Aim of the task: Gather all lines from the material that contain "page".

Recorded information:
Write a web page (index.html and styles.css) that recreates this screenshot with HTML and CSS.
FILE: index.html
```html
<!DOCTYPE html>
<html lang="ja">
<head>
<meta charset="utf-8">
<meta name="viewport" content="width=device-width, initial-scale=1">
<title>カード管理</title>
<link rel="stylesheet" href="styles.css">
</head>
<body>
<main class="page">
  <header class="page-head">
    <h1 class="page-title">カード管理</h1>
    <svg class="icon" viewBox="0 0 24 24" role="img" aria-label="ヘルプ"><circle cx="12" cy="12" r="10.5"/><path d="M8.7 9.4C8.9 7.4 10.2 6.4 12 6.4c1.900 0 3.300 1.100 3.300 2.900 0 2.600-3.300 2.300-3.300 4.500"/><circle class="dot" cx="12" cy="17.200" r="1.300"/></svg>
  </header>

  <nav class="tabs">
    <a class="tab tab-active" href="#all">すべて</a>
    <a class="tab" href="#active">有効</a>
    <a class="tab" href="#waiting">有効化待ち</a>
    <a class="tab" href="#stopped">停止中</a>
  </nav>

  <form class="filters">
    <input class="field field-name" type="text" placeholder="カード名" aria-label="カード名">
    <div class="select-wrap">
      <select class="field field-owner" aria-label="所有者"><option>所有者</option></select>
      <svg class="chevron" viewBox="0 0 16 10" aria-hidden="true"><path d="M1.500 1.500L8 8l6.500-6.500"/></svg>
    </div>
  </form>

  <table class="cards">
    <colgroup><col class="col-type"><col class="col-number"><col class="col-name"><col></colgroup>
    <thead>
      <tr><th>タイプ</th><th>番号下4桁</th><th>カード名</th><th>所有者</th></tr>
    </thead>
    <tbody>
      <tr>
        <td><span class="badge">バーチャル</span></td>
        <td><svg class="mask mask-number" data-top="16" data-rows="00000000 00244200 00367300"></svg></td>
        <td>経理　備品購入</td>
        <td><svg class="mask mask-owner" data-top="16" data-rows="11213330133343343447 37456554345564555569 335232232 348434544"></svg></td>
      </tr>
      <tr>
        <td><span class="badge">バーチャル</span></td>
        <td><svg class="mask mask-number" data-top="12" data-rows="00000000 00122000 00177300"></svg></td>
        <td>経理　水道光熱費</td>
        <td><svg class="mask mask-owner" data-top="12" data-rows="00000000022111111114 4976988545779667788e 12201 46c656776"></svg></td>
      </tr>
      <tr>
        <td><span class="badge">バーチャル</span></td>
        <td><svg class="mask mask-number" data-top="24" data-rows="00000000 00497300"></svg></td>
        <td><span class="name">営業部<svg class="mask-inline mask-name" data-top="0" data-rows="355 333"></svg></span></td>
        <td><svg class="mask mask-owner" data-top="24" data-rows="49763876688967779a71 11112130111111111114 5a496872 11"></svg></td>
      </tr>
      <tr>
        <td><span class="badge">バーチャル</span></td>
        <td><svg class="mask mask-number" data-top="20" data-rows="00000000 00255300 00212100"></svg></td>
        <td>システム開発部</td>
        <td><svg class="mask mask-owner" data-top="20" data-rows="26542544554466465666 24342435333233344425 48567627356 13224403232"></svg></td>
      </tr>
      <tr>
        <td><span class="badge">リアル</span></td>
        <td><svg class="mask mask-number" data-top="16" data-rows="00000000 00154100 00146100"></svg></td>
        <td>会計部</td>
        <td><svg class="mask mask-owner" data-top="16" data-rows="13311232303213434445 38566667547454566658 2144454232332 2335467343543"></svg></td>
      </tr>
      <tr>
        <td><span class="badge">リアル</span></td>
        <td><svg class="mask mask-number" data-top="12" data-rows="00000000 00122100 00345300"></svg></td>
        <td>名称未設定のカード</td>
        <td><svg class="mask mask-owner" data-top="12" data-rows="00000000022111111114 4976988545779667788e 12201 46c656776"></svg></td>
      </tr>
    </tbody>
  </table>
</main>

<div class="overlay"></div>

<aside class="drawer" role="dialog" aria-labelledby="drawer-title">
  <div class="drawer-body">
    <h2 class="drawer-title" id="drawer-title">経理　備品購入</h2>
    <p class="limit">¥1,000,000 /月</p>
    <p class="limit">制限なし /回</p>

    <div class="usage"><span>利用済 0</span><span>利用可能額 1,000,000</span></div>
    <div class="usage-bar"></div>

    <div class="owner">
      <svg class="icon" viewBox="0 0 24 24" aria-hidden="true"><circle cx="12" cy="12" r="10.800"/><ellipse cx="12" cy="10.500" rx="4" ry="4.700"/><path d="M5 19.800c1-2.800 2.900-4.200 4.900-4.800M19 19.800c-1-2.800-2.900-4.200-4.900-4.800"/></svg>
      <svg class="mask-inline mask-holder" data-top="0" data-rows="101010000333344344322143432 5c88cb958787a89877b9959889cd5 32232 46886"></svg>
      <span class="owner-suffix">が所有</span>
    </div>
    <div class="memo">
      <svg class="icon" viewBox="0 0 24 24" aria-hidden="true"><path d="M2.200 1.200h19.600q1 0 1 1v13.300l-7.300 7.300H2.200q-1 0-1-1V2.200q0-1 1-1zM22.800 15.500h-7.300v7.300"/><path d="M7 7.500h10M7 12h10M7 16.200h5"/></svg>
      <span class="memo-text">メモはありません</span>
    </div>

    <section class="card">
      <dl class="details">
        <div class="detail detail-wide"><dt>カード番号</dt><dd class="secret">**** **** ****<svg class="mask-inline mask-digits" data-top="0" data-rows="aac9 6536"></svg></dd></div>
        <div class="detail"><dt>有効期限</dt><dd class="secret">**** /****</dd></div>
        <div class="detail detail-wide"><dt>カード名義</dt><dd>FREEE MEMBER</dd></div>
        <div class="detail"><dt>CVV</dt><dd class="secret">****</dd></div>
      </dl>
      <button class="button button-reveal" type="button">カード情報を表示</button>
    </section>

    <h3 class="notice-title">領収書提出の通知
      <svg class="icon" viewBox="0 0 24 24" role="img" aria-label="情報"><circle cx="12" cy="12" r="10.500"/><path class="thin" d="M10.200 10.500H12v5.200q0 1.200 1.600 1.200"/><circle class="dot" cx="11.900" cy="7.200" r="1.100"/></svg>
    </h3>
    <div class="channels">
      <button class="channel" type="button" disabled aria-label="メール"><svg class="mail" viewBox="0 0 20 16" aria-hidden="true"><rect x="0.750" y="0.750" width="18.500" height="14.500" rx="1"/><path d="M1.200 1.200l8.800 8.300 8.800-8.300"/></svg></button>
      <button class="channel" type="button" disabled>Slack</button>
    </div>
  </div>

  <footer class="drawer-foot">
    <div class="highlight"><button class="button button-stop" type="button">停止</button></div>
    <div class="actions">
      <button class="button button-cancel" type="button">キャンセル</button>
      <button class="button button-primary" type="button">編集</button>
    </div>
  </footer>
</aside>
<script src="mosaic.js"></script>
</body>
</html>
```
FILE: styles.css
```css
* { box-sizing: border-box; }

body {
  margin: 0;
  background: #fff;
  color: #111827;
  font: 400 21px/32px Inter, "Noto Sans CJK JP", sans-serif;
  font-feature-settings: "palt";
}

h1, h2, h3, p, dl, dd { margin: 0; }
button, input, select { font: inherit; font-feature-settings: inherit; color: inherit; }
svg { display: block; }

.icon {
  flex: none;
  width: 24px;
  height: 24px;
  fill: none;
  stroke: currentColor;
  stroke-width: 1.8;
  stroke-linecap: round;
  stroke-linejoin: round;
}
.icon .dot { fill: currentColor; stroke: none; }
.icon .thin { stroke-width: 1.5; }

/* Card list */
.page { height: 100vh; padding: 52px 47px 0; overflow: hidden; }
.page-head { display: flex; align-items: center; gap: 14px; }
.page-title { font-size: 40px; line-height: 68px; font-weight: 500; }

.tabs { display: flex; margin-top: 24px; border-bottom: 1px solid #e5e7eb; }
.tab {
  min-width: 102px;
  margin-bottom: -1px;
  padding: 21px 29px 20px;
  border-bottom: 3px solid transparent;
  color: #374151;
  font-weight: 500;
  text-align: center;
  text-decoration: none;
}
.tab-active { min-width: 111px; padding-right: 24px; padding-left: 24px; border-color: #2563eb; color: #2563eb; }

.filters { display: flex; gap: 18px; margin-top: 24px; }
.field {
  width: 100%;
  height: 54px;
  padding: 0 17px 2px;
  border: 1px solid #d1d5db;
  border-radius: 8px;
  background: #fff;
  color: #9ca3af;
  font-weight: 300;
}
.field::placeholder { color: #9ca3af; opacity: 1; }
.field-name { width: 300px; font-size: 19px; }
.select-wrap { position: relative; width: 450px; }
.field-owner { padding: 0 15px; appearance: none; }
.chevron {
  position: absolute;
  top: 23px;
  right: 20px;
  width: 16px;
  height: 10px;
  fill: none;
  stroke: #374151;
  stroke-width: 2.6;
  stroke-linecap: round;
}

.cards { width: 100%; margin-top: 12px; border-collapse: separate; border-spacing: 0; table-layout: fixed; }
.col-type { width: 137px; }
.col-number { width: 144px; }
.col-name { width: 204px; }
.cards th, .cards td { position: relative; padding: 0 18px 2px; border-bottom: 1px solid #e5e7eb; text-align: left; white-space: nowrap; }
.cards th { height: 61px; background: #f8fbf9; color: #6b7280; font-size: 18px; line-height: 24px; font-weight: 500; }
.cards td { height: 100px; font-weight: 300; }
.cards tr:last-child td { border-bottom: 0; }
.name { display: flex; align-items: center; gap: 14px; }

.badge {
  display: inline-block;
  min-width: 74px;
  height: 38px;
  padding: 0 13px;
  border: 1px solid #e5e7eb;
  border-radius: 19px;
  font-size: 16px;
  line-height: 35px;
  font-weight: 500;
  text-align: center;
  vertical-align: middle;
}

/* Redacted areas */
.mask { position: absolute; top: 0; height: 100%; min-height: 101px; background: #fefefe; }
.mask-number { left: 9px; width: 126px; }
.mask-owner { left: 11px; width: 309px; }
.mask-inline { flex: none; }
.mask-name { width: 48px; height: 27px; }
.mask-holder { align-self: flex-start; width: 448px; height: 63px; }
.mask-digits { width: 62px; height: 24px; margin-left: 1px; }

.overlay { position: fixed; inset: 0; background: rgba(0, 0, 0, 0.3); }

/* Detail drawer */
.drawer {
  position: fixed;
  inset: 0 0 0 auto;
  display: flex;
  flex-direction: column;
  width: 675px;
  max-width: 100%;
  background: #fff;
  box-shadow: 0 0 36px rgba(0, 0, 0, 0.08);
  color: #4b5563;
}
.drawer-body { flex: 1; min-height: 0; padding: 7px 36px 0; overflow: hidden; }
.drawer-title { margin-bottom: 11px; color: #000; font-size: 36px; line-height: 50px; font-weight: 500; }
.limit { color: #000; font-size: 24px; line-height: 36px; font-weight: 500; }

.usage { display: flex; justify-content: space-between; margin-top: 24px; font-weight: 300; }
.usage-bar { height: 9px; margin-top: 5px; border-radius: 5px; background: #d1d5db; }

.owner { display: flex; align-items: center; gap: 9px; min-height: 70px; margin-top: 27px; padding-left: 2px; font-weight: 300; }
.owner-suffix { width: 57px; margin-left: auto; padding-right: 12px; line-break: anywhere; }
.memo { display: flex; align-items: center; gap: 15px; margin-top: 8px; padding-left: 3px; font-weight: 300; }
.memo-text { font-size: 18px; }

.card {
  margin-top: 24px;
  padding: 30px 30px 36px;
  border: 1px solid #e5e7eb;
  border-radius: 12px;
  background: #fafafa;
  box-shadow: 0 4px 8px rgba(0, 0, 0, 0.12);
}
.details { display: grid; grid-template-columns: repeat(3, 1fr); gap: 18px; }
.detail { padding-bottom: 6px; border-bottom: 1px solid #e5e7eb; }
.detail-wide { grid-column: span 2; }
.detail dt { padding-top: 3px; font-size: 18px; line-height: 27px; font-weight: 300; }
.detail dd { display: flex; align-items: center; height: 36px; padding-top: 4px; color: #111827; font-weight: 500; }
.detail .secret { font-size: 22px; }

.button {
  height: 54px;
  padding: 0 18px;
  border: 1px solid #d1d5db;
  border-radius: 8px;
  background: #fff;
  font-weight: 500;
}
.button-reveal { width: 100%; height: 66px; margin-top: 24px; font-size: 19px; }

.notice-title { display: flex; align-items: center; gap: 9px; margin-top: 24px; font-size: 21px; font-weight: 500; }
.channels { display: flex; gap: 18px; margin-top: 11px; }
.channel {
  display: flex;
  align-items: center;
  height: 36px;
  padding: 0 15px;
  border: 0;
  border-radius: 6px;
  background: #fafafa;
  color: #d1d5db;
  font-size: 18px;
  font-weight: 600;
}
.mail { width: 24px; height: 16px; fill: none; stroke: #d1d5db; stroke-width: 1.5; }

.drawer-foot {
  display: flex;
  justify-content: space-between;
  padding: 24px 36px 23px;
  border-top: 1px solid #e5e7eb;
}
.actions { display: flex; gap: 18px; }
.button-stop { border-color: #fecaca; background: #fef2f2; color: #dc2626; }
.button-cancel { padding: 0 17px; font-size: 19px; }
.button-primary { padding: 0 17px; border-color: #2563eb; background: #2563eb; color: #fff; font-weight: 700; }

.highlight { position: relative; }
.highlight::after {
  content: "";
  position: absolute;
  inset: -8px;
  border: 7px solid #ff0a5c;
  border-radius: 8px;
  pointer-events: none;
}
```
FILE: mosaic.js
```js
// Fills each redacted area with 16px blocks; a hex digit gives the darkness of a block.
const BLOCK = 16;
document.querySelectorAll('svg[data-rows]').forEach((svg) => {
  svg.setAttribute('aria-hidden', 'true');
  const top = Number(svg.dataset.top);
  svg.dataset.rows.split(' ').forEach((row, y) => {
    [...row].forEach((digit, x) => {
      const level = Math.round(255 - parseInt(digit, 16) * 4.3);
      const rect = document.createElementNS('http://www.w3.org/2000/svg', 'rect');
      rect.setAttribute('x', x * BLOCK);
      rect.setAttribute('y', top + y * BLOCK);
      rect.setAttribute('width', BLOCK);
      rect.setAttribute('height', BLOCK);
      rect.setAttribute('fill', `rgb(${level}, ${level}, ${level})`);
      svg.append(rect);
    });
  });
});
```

Exercise result:
Write a web page (index.html and styles.css) that recreates this screenshot with HTML and CSS.
<main class="page">
  <header class="page-head">
    <h1 class="page-title">カード管理</h1>
.page { height: 100vh; padding: 52px 47px 0; overflow: hidden; }
.page-head { display: flex; align-items: center; gap: 14px; }
.page-title { font-size: 40px; line-height: 68px; font-weight: 500; }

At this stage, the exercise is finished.